START INFORMATION PROVIDED

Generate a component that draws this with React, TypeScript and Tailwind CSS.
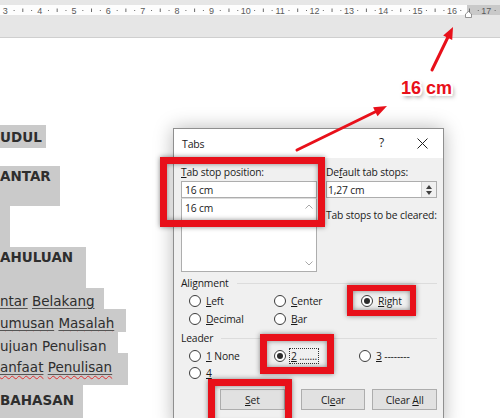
import React from "react";

const RED = "#e8101a";

function Radio({ checked, children }: { checked?: boolean; children?: React.ReactNode }) {
  return (
    <div className="flex items-center gap-[5px] h-[18px] whitespace-nowrap">
      <span className="w-[12px] h-[12px] rounded-full border border-[#3c3c3c] bg-white flex items-center justify-center shrink-0">
        {checked && <span className="w-[6px] h-[6px] rounded-full bg-[#2b2b2b]" />}
      </span>
      {children}
    </div>
  );
}

function GroupLabel({ children }: { children: React.ReactNode }) {
  return (
    <div className="flex items-center gap-[8px] h-[14px]">
      <span>{children}</span>
      <span className="flex-1 h-px bg-[#dcdcdc]" />
    </div>
  );
}

function Ruler() {
  const nums = Array.from({ length: 15 }, (_, i) => i + 3);
  const x = (n: number) => 5.3 + (n - 3) * 34.36;
  return (
    <svg width="500" height="14" className="block">
      <rect x="0" y="0" width="467" height="10" fill="#fdfdfd" />
      <rect x="467" y="0" width="33" height="10" fill="#c9c9c9" />
      {nums.map((n) => (
        <text key={n} x={x(n)} y="8.5" textAnchor="middle" fontSize="9" fill="#5a5a5a" fontFamily="Liberation Sans, Arial, sans-serif">
          {n}
        </text>
      ))}
      {nums.map((n) => (
        <g key={"m" + n}>
          <rect x={x(n) + 8.3} y="5" width="1" height="1" fill="#6a6a6a" />
          <rect x={x(n) + 17} y="3.5" width="1" height="3.5" fill="#6a6a6a" />
          <rect x={x(n) + 25.8} y="5" width="1" height="1" fill="#6a6a6a" />
        </g>
      ))}
      <path d="M465.5 12.5 L465.5 9 L468.5 6.5 L471.5 9 L471.5 12.5 Z" fill="#fff" stroke="#7a7a7a" strokeWidth="0.8" />
    </svg>
  );
}

function Spell({ children }: { children: React.ReactNode }) {
  return (
    <span className="underline decoration-[#555] underline-offset-[2px]">
      <span className="underline decoration-wavy decoration-[#e03030] underline-offset-[3px] decoration-1">{children}</span>
    </span>
  );
}

export default function App() {
  return (
    <div className="relative w-[500px] h-[418px] overflow-hidden bg-white font-['DejaVu_Sans',sans-serif]">
      {/* Ruler band */}
      <div className="h-[38px] bg-[#e6e6e6] border-b border-[#cfcfcf] pt-[5px]">
        <Ruler />
      </div>

      {/* Document text (table of contents, cut at the left) */}
      <div className="flex flex-col text-[#2e2e2e] text-[13.5px] leading-[20px] whitespace-nowrap">
        <div className="mt-[87px] w-[46px] h-[23px] bg-[#cacaca] pt-[2px] font-bold">UDUL</div>
        <div className="mt-[18px] w-[60px] h-[40px] bg-[#cacaca] font-bold">ANTAR</div>
        <div className="w-[10px] h-[41px] bg-[#cacaca]" />
        <div className="w-[86px] h-[41px] bg-[#cacaca] font-bold">AHULUAN</div>
        <div className="w-[104px] h-[21px] bg-[#cacaca] pt-[3px]">
          <Spell>ntar</Spell> <Spell>Belakang</Spell>
        </div>
        <div className="w-[126px] h-[23px] bg-[#cacaca] pt-[4px]">
          <Spell>umusan</Spell> <Spell>Masalah</Spell>
        </div>
        <div className="w-[118px] h-[21px] bg-[#cacaca] pt-[4px]">
          <Spell>ujuan</Spell> <Spell>Penulisan</Spell>
        </div>
        <div className="w-[128px] h-[32px] bg-[#cacaca] pt-[4px]">
          <Spell>anfaat</Spell> <Spell>Penulisan</Spell>
        </div>
        <div className="w-[83px] h-[40px] bg-[#cacaca] pt-[5px] font-bold">BAHASAN</div>
      </div>

      {/* Tabs dialog */}
      <div className="absolute left-[173px] top-[128px] w-[271px] h-[300px] border border-[#8f8f8f] bg-[#f0f0f0] shadow-[0_0_18px_rgba(0,0,0,0.28)] font-['Open_Sans',sans-serif] text-[10.3px] tracking-[-0.15px] text-[#1b1b1b] leading-[14px]">
        <div className="h-[29px] bg-white flex items-center pl-[8px] relative text-[10.5px]">
          <span>Tabs</span>
          <span className="absolute left-[205px] top-[7px] text-[12px]">?</span>
          <svg className="absolute left-[243px] top-[9px]" width="11" height="11">
            <path d="M0.5 0.5 L10.5 10.5 M10.5 0.5 L0.5 10.5" stroke="#222" strokeWidth="1" />
          </svg>
        </div>

        <div className="pl-[7px] pr-[6px] pt-[7px]">
          <div className="flex gap-[9px]">
            <div className="w-[136px] shrink-0">
              <div className="h-[14px]">
                <u>T</u>ab stop position:
              </div>
              <div className="mt-[2px] h-[17px] border border-[#adadad] bg-white pl-[3px] flex items-center">16 cm</div>
              <div className="h-[74px] border border-[#adadad] border-t-[#dcdcdc] bg-white flex">
                <div className="flex-1 pl-[3px] pt-[2px]">16 cm</div>
                <div className="w-[15px] flex flex-col items-center justify-between py-[5px]">
                  <svg width="8" height="5">
                    <path d="M0.5 4.5 L4 1 L7.5 4.5" fill="none" stroke="#a8a8a8" strokeWidth="1" />
                  </svg>
                  <svg width="8" height="5">
                    <path d="M0.5 0.5 L4 4 L7.5 0.5" fill="none" stroke="#a8a8a8" strokeWidth="1" />
                  </svg>
                </div>
              </div>
            </div>
            <div className="flex-1 min-w-0">
              <div className="h-[14px] whitespace-nowrap">
                De<u>f</u>ault tab stops:
              </div>
              <div className="mt-[2px] h-[17px] border border-[#adadad] bg-white flex">
                <span className="flex-1 pl-[1px] flex items-center">1,27 cm</span>
                <span className="w-[15px] border-l border-[#d0d0d0] bg-[#f0f0f0] flex flex-col items-center justify-center gap-[2px]">
                  <svg width="6" height="4">
                    <path d="M0 4 L3 0 L6 4 Z" fill="#404040" />
                  </svg>
                  <svg width="6" height="4">
                    <path d="M0 0 L3 4 L6 0 Z" fill="#404040" />
                  </svg>
                </span>
              </div>
              <div className="mt-[10px] h-[14px] whitespace-nowrap">Tab stops to be cleared:</div>
            </div>
          </div>

          <div className="mt-[4px]">
            <GroupLabel>Alignment</GroupLabel>
            <div className="mt-[2px] pl-[8px] grid grid-cols-[85px_87px_1fr]">
              <Radio>
                <span>
                  <u>L</u>eft
                </span>
              </Radio>
              <Radio>
                <span>
                  <u>C</u>enter
                </span>
              </Radio>
              <Radio checked>
                <span>
                  <u>R</u>ight
                </span>
              </Radio>
              <Radio>
                <span>
                  <u>D</u>ecimal
                </span>
              </Radio>
              <Radio>
                <span>
                  <u>B</u>ar
                </span>
              </Radio>
            </div>
          </div>

          <div className="mt-[3px]">
            <GroupLabel>Leader</GroupLabel>
            <div className="mt-[2px] pl-[8px] grid grid-cols-[85px_85px_1fr] [&>div]:h-[17px]">
              <Radio>
                <span>
                  <u>1</u> None
                </span>
              </Radio>
              <Radio checked>
                <span className="border border-dotted border-[#333] px-[1px] -ml-[2px]">
                  <u>2</u> .......
                </span>
              </Radio>
              <Radio>
                <span>
                  <u>3</u> --------
                </span>
              </Radio>
              <Radio>
                <span>
                  <u>4</u>
                </span>
              </Radio>
            </div>
          </div>

          <div className="mt-[8px] flex ml-[39px] gap-[16px]">
            <button className="w-[65px] h-[21px] border border-[#adadad] bg-[#e1e1e1]">
              <u>S</u>et
            </button>
            <button className="w-[65px] h-[21px] border border-[#adadad] bg-[#e1e1e1]">
              Cl<u>e</u>ar
            </button>
            <button className="w-[65px] h-[21px] border border-[#adadad] bg-[#e1e1e1] -ml-[9px]">
              Clear <u>A</u>ll
            </button>
          </div>
        </div>
      </div>

      {/* Red highlight boxes */}
      <div className="absolute left-[160px] top-[157px] w-[165px] h-[70px] border-[7px] border-[#e8101a] shadow-[0_0_5px_rgba(0,0,0,0.45),inset_0_0_5px_rgba(0,0,0,0.45)]" />
      <div className="absolute left-[347px] top-[285px] w-[69px] h-[31px] border-[6px] border-[#e8101a] shadow-[0_0_5px_rgba(0,0,0,0.45),inset_0_0_5px_rgba(0,0,0,0.45)]" />
      <div className="absolute left-[260px] top-[334px] w-[74px] h-[40px] border-[7px] border-[#e8101a] shadow-[0_0_5px_rgba(0,0,0,0.45),inset_0_0_5px_rgba(0,0,0,0.45)]" />
      <div className="absolute left-[208px] top-[379px] w-[84px] h-[50px] border-[7px] border-[#e8101a] shadow-[0_0_5px_rgba(0,0,0,0.45),inset_0_0_5px_rgba(0,0,0,0.45)]" />

      {/* Arrows */}
      <svg className="absolute left-0 top-0 pointer-events-none" width="500" height="418">
        <line x1="432" y1="70" x2="448.5" y2="36" stroke={RED} strokeWidth="3" strokeLinecap="round" />
        <polygon points="453,27 452.2,40 443.2,35.6" fill={RED} />
        <line x1="297" y1="150" x2="377" y2="111" stroke={RED} strokeWidth="3" strokeLinecap="round" />
        <polygon points="387,106 377.5,116.2 373.1,107.2" fill={RED} />
      </svg>

      {/* Label */}
      <div className="absolute left-[401px] top-[78px] font-['Liberation_Sans',sans-serif] font-bold text-[18px] leading-[21px] text-[#e8101a] [text-shadow:-2px_0_#fff,2px_0_#fff,0_-2px_#fff,0_2px_#fff,-1.5px_-1.5px_#fff,1.5px_1.5px_#fff,-1.5px_1.5px_#fff,1.5px_-1.5px_#fff,2px_3px_4px_rgba(0,0,0,0.5)]">
        16 cm
      </div>
    </div>
  );
}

END INFORMATION PROVIDED

# OBJECTIVE:
Reply with only the number of lines in the material above where the string "React" appears.

# EXERCISE RESULT:
5